Heat flux measurements in southwestern British Columbia: the thermal consequences of plate tectonics

Abstract

Measured heat fluxes from previously published data and 34 additional boreholes outline the terrestrial heat flow field in southern British Columbia. Combined with heat generation representative of the crust at 10 sites in the Intermontane and Omineca belts, the data define a heat flow province with a reduced heat flow of 63 mW m−2 and a depth scale of 10 km. Such a linear relationship is not found or expected in the Insular Belt and the western half of the Coast Plutonic Complex where low heat fluxes are interpreted to be the result of recent subduction.
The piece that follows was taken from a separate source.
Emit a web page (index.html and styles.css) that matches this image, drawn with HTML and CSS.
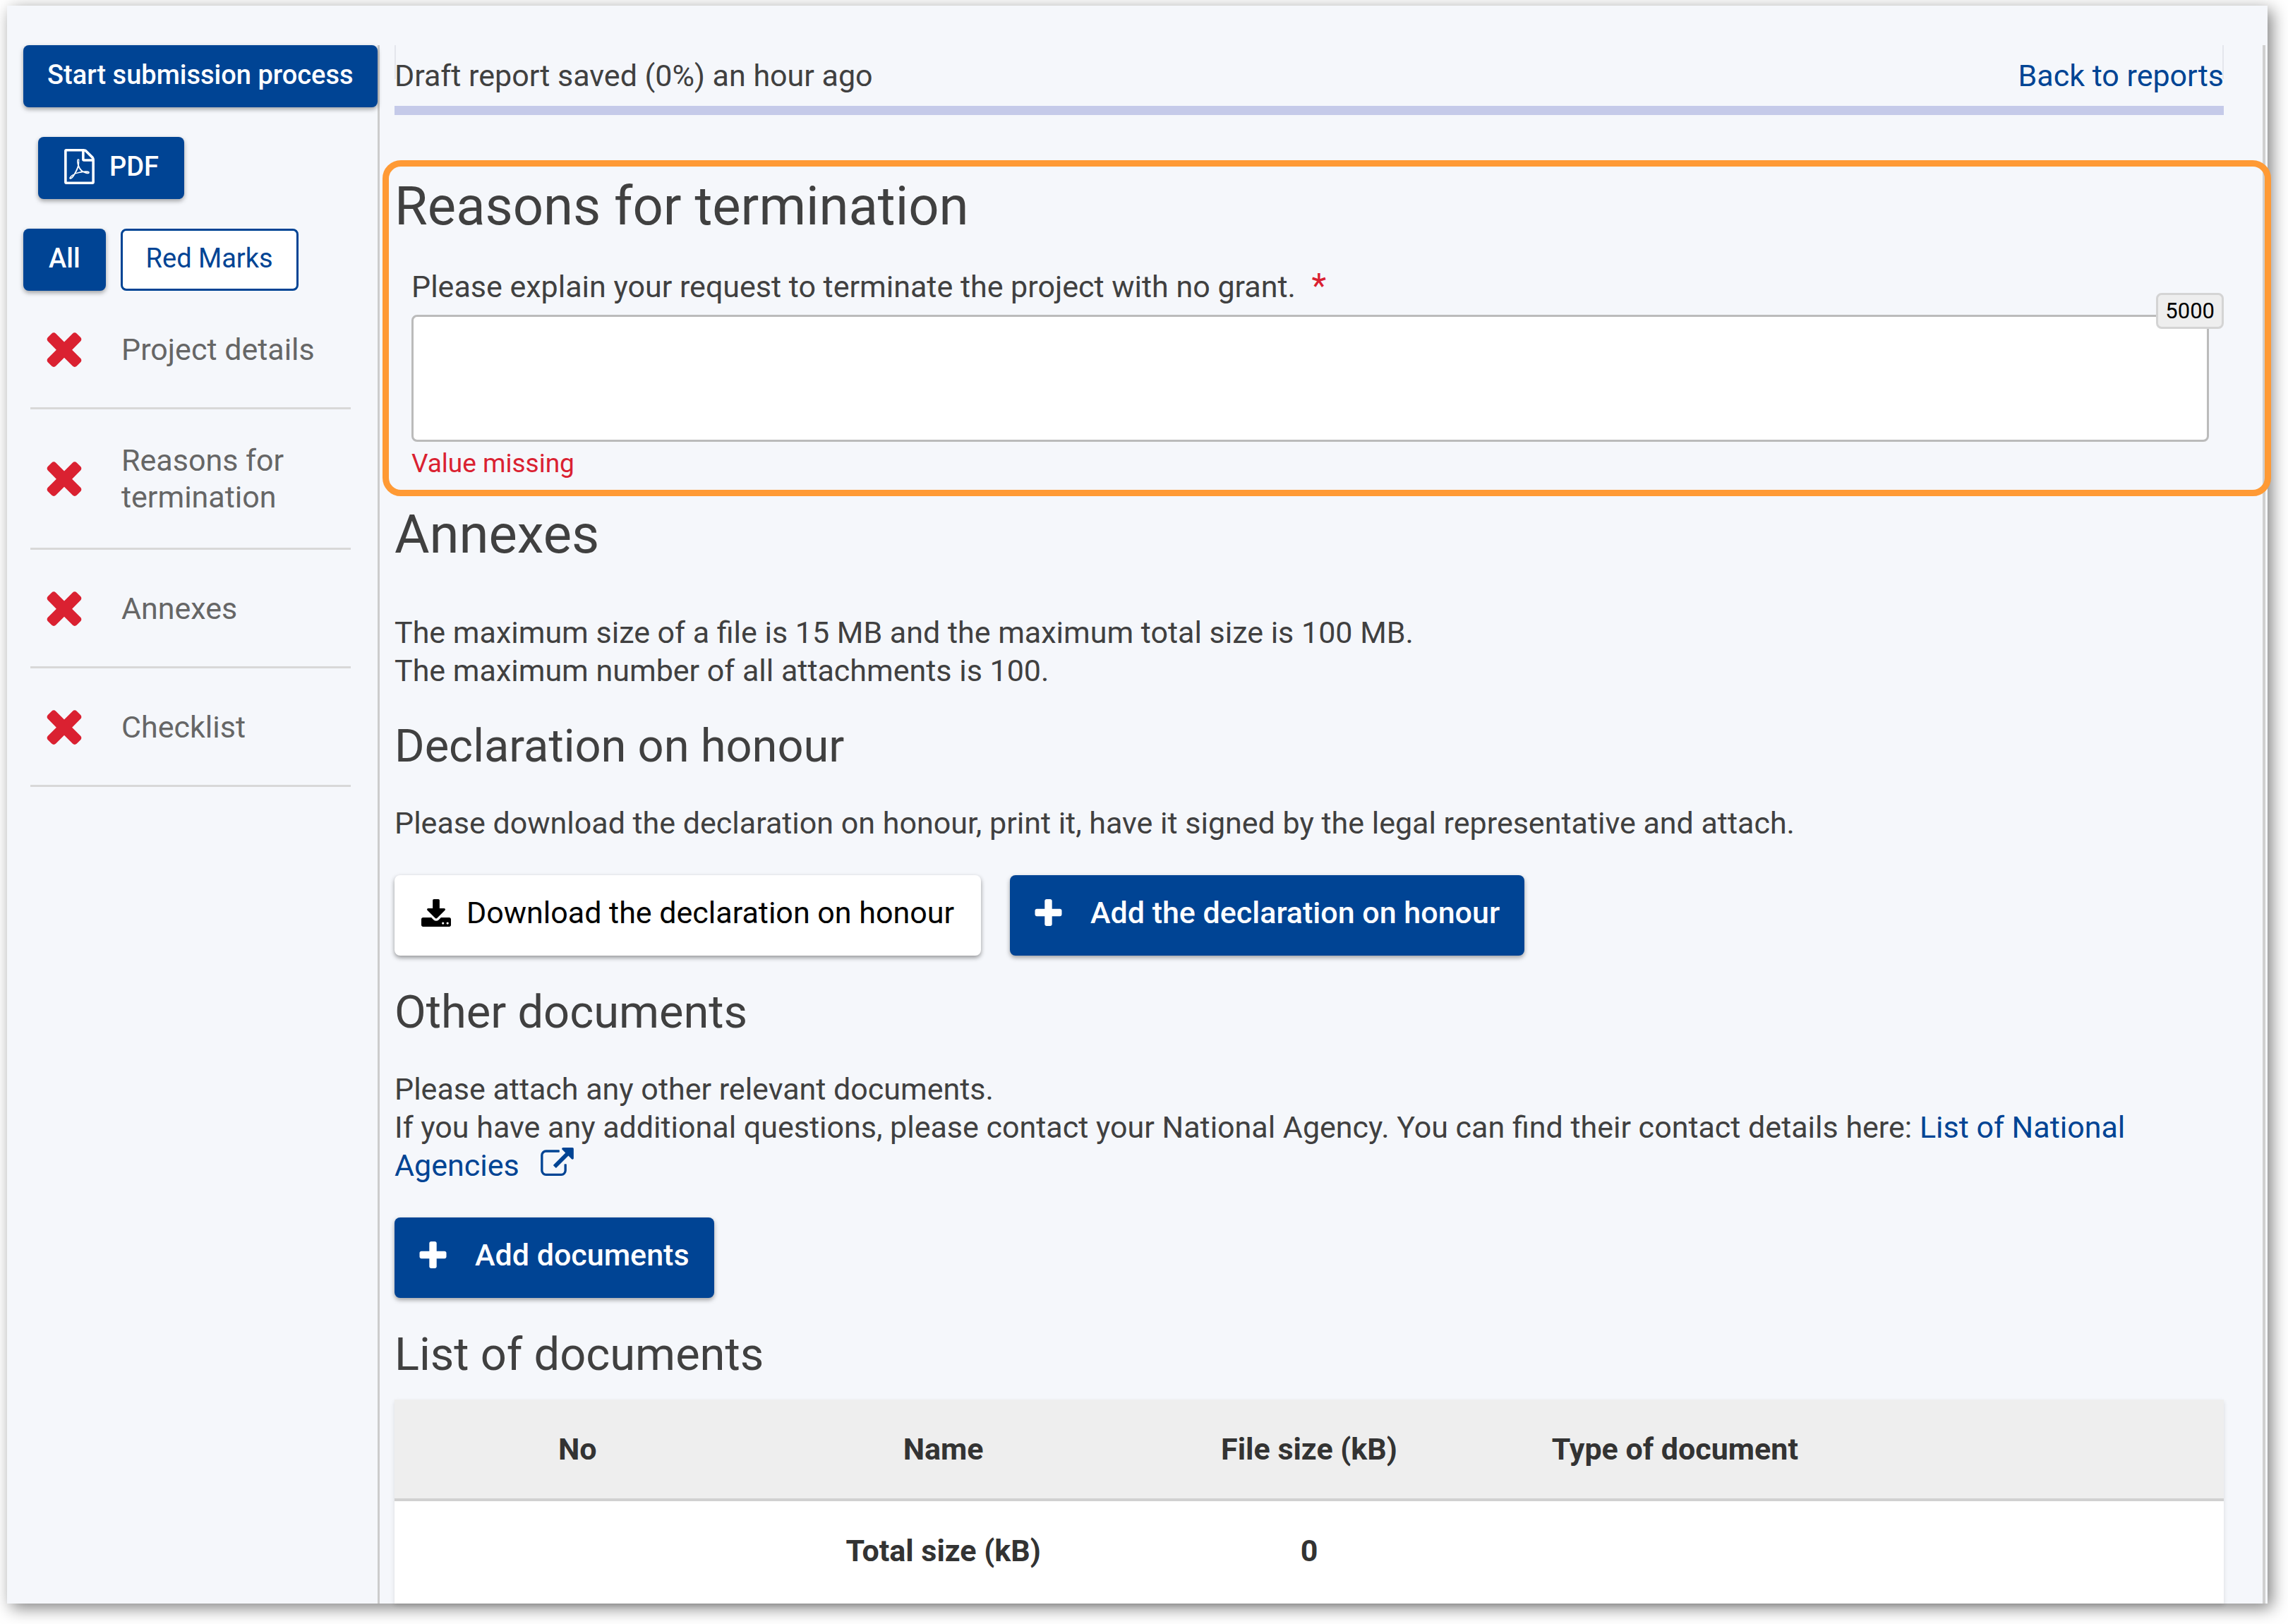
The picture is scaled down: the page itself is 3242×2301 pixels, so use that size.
FILE: index.html
```html
<!DOCTYPE html>
<html lang="en">
<head>
  <meta charset="UTF-8" />
  <title>Final report – Reasons for termination</title>
  <meta name="viewport" content="width=device-width, initial-scale=1" />
  <link rel="stylesheet" href="styles.css">
</head>
<body>
  <!-- Icon shapes used more than once -->
  <svg class="sprite" aria-hidden="true">
    <symbol id="icon-times" viewBox="302 334 1188 1220"><path d="M1490 1322q0 40-28 68l-136 136q-28 28-68 28t-68-28l-294-294-294 294q-28 28-68 28t-68-28l-136-136q-28-28-28-68t28-68l294-294-294-294q-28-28-28-68t28-68l136-136q28-28 68-28t68 28l294 294 294-294q28-28 68-28t68 28l136 136q28 28 28 68t-28 68l-294 294 294 294q28 28 28 68z"/></symbol>
    <symbol id="icon-plus" viewBox="192 128 1408 1408"><path d="M1600 736v192q0 40-28 68t-68 28h-416v416q0 40-28 68t-68 28h-192q-40 0-68-28t-28-68v-416h-416q-40 0-68-28t-28-68v-192q0-40 28-68t68-28h416v-416q0-40 28-68t68-28h192q40 0 68 28t28 68v416h416q40 0 68 28t28 68z"/></symbol>
  </svg>

  <div class="page">
    <aside class="sidebar">
      <button type="button" class="btn btn-primary btn-submit">Start submission process</button>
      <button type="button" class="btn btn-primary btn-pdf">
        <svg class="icon-pdf" viewBox="128 0 1536 1792" aria-hidden="true"><path d="M1596 380q28 28 48 76t20 88v1152q0 40-28 68t-68 28h-1344q-40 0-68-28t-28-68v-1600q0-40 28-68t68-28h896q40 0 88 20t76 48zm-444-244v376h376q-10-29-22-41l-313-313q-12-12-41-22zm384 1528v-1024h-416q-40 0-68-28t-28-68v-416h-768v1536h1280zm-514-593q33 26 84 56 59-7 117-7 147 0 177 49 16 22 2 52 0 1-1 2l-2 2v1q-6 38-71 38-48 0-115-20t-130-53q-221 24-392 83-153 262-242 262-15 0-28-7l-24-12q-1-1-6-5-10-10-6-36 9-40 56-91.5t132-96.5q14-9 23 6 2 2 2 4 52-85 107-197 68-136 104-262-24-82-30.5-159.5t6.5-127.5q11-40 42-40h22q23 0 35 15 18 21 9 68-2 6-4 8 1 3 1 8v30q-2 123-14 192 55 164 146 238zm-576 411q52-24 137-158-51 40-87.5 84t-49.5 74zm398-920q-15 42-2 132 1-7 7-44 0-3 7-43 1-4 4-8-1-1-1-2-1-2-1-3-1-22-13-36 0 1-1 2v2zm-124 661q135-54 284-81-2-1-13-9.5t-16-13.5q-76-67-127-176-27 86-83 197-30 56-45 83zm646-16q-24-24-140-24 76 28 124 28 14 0 18-1 0-1-2-3z"/></svg>
        PDF
      </button>
      <div class="filters">
        <button type="button" class="btn btn-primary">All</button>
        <button type="button" class="btn btn-outline">Red Marks</button>
      </div>
      <nav class="steps">
        <a href="#details"><svg class="icon-times" aria-hidden="true"><use href="#icon-times"/></svg>Project details</a>
        <a href="#reasons"><svg class="icon-times" aria-hidden="true"><use href="#icon-times"/></svg>Reasons for termination</a>
        <a href="#annexes"><svg class="icon-times" aria-hidden="true"><use href="#icon-times"/></svg>Annexes</a>
        <a href="#checklist"><svg class="icon-times" aria-hidden="true"><use href="#icon-times"/></svg>Checklist</a>
      </nav>
    </aside>

    <main class="content">
      <header class="status">
        <span>Draft report saved (0%) an hour ago</span>
        <a href="#reports">Back to reports</a>
      </header>

      <section id="reasons" class="highlight">
        <h1>Reasons for termination</h1>
        <div class="field">
          <label for="explanation">Please explain your request to terminate the project with no grant. <span class="required">*</span></label>
          <div class="field-box">
            <textarea id="explanation"></textarea>
            <span class="counter">5000</span>
          </div>
          <p class="error">Value missing</p>
        </div>
      </section>

      <section id="annexes">
        <h1>Annexes</h1>
        <p class="limits">The maximum size of a file is 15 MB and the maximum total size is 100 MB.<br>The maximum number of all attachments is 100.</p>

        <h2>Declaration on honour</h2>
        <p>Please download the declaration on honour, print it, have it signed by the legal representative and attach.</p>
        <div class="actions">
          <button type="button" class="btn btn-large btn-light">
            <svg class="icon-download" viewBox="64 0 1664 1536" aria-hidden="true"><path d="M1344 1344q0-26-19-45t-45-19-45 19-19 45 19 45 45 19 45-19 19-45zm256 0q0-26-19-45t-45-19-45 19-19 45 19 45 45 19 45-19 19-45zm128-224v320q0 40-28 68t-68 28h-1472q-40 0-68-28t-28-68v-320q0-40 28-68t68-28h465l135 136q58 56 136 56t136-56l136-136h464q40 0 68 28t28 68zm-325-569q17 41-14 70l-448 448q-18 19-45 19t-45-19l-448-448q-31-29-14-70 17-39 59-39h256v-448q0-26 19-45t45-19h256q26 0 45 19t19 45v448h256q42 0 59 39z"/></svg>
            Download the declaration on honour
          </button>
          <button type="button" class="btn btn-large btn-primary"><svg class="icon-plus" aria-hidden="true"><use href="#icon-plus"/></svg>Add the declaration on honour</button>
        </div>

        <h2>Other documents</h2>
        <p>Please attach any other relevant documents.<br>If you have any additional questions, please contact your National Agency. You can find their contact details here: <a href="#agencies">List of National Agencies <svg class="icon-external" viewBox="64 0 1792 1536" aria-hidden="true"><path d="M1472 928v320q0 119-84.500 203.500t-203.500 84.500h-832q-119 0-203.500-84.500t-84.500-203.500v-832q0-119 84.500-203.500t203.500-84.500h704q14 0 23 9t9 23v64q0 14-9 23t-23 9h-704q-66 0-113 47t-47 113v832q0 66 47 113t113 47h832q66 0 113-47t47-113v-320q0-14 9-23t23-9h64q14 0 23 9t9 23zm384-864v512q0 26-19 45t-45 19-45-19l-176-176-652 652q-10 10-23 10t-23-10l-114-114q-10-10-10-23t10-23l652-652-176-176q-19-19-19-45t19-45 45-19h512q26 0 45 19t19 45z"/></svg></a></p>
        <div class="actions">
          <button type="button" class="btn btn-large btn-primary"><svg class="icon-plus" aria-hidden="true"><use href="#icon-plus"/></svg>Add documents</button>
        </div>

        <h2>List of documents</h2>
        <table class="documents">
          <thead>
            <tr><th>No</th><th>Name</th><th>File size (kB)</th><th>Type of document</th><th></th></tr>
          </thead>
          <tbody>
            <tr><td></td><td>Total size (kB)</td><td>0</td><td></td><td></td></tr>
          </tbody>
        </table>
      </section>
    </main>
  </div>
</body>
</html>
```
FILE: styles.css
```css
*{box-sizing:border-box}
body{margin:0;padding:8px 29px 29px 10px;font-family:Roboto,"Liberation Sans",sans-serif;font-size:43px;line-height:54px;background:#fff;color:#404040}
h1,h2,p{margin:0}
h1{font-size:76px;line-height:92px;font-weight:400}
h2{font-size:65px;line-height:80px;font-weight:400}
a{color:#004494;text-decoration:none}
svg{fill:currentColor;flex:none}
.sprite{display:none}

.page{display:flex;padding:56px 3px 0 23px;background:#f5f7fb;box-shadow:6px 6px 22px rgba(0,0,0,0.5)}

/* Sidebar */
.sidebar{flex:none;width:505px;display:flex;flex-direction:column;align-items:flex-start;border-right:3px solid #ccc}
.btn{display:inline-flex;align-items:center;height:88px;padding:0 36px 4px;border:0;border-radius:8px;font:500 38px/46px Roboto,"Liberation Sans",sans-serif;white-space:nowrap}
.btn-primary{background:#004494;color:#fff;box-shadow:0 3px 6px rgba(0,0,0,0.35)}
.btn-outline{background:#fff;color:#004494;border:3px solid #004494;padding:0 33px 4px;font-weight:400}
.btn-light{background:#fff;color:#000;box-shadow:0 3px 6px rgba(0,0,0,0.4);font-weight:400}
.btn-submit{padding:0 34px 4px}
.btn-pdf{gap:20px;margin:42px 0 42px 21px}
.icon-pdf{width:45px;height:50px}
.filters{display:flex;gap:21px}

.steps{width:454px;margin-left:10px}
.steps a{display:flex;align-items:center;gap:55px;min-height:168px;padding:46px 0 46px 22px;border-bottom:3px solid #d8d8d8;line-height:52px;color:#666}
.icon-times{width:52px;height:50px;color:#da2131}

/* Report */
.content{flex:1;min-width:0;padding:0 55px 0 21px;border-right:4px solid #d0d0d0}
.status{display:flex;justify-content:space-between;height:99px;padding-top:16px;border-bottom:13px solid #c5cae9;background:linear-gradient(#e4e6ec,#e4e6ec) left top/2px 48px no-repeat,linear-gradient(#e4e6ec,#e4e6ec) right top/2px 48px no-repeat}

.highlight{position:relative;margin:64px -67px 0 -17px;padding:10px 58px 14px 8px;border:9px solid #ff9a35;border-radius:26px}
.field{padding:41px 21px 0 24px}
.field label{display:block}
.required{margin-left:12px;font-size:48px;line-height:1;color:#da2131}
.field-box{position:relative;display:flex;margin-top:13px}
textarea{width:100%;height:180px;padding:16px;border:3px solid #bbb;border-radius:8px;background:#fff;font:inherit;resize:none}
.counter{position:absolute;top:-31px;right:-21px;padding:0 10px;border:3px solid #d4d4d4;border-radius:8px;background:#eee;font-size:31px;line-height:45px;color:#000}
.error{font-size:37px;line-height:46px;margin-top:8px;color:#da2131}

#annexes h1{margin:8px 0 66px}
#annexes h2{margin-bottom:24px}
#annexes h2 + p{margin-top:42px}
#annexes .limits{margin-bottom:40px}
#annexes .actions{display:flex;gap:41px;margin:47px 0 40px}
.btn-large{height:114px;padding:0 35px 8px;font-size:43px}
.btn-large.btn-light{padding:0 38px 8px}
.btn-large .icon-plus{width:39px;height:38px;margin-right:40px}
.icon-download{width:42px;height:39px;margin-right:22px}
.icon-external{width:47px;height:40px;margin-left:20px}

.documents{width:100%;table-layout:fixed;border-collapse:collapse;background:#fff;color:#333;box-shadow:0 3px 6px rgba(0,0,0,0.12)}
.documents th,.documents td{padding:43px 16px;text-align:center;font-weight:700}
.documents td{padding-bottom:48px}
.documents thead{background:#eee;border-bottom:4px solid #d0d0d0}
```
The apparent boundary between low and high heat flux is a transition over a distance of 20 km, located in Jervis Inlet 20–40 km seaward of the Pleistocene Garibaldi Volcanic Belt.The warm, thin crust of the Intermontane and Omenica Crystalline belts is similar to that of areas of the Basin and Range Province where the youngest volcanics are more than 17 Ma in age. Processes 50 Ma ago that completely heated the crust and upper mantle could theoretically produce such high heat fluxes by conductive cooling of the lithosphere. But it is more likely that the asthenosphere flows towards the subduction zone, bringing heat to the base of the lithosphere. Since the reduced heat flow is high but constant, large differences in upper crustal temperatures within this heat flow province at present are caused by large variations in both crustal heat generation and near-surface thermal conductivity. The sharp transition in heat flux near the coast is the result of the combined effects of convective heating of the eastern Coast Plutonic Complex, pronounced differential uplift and erosion across a boundary within the Coast Plutonic Complex, and the subducting oceanic plate.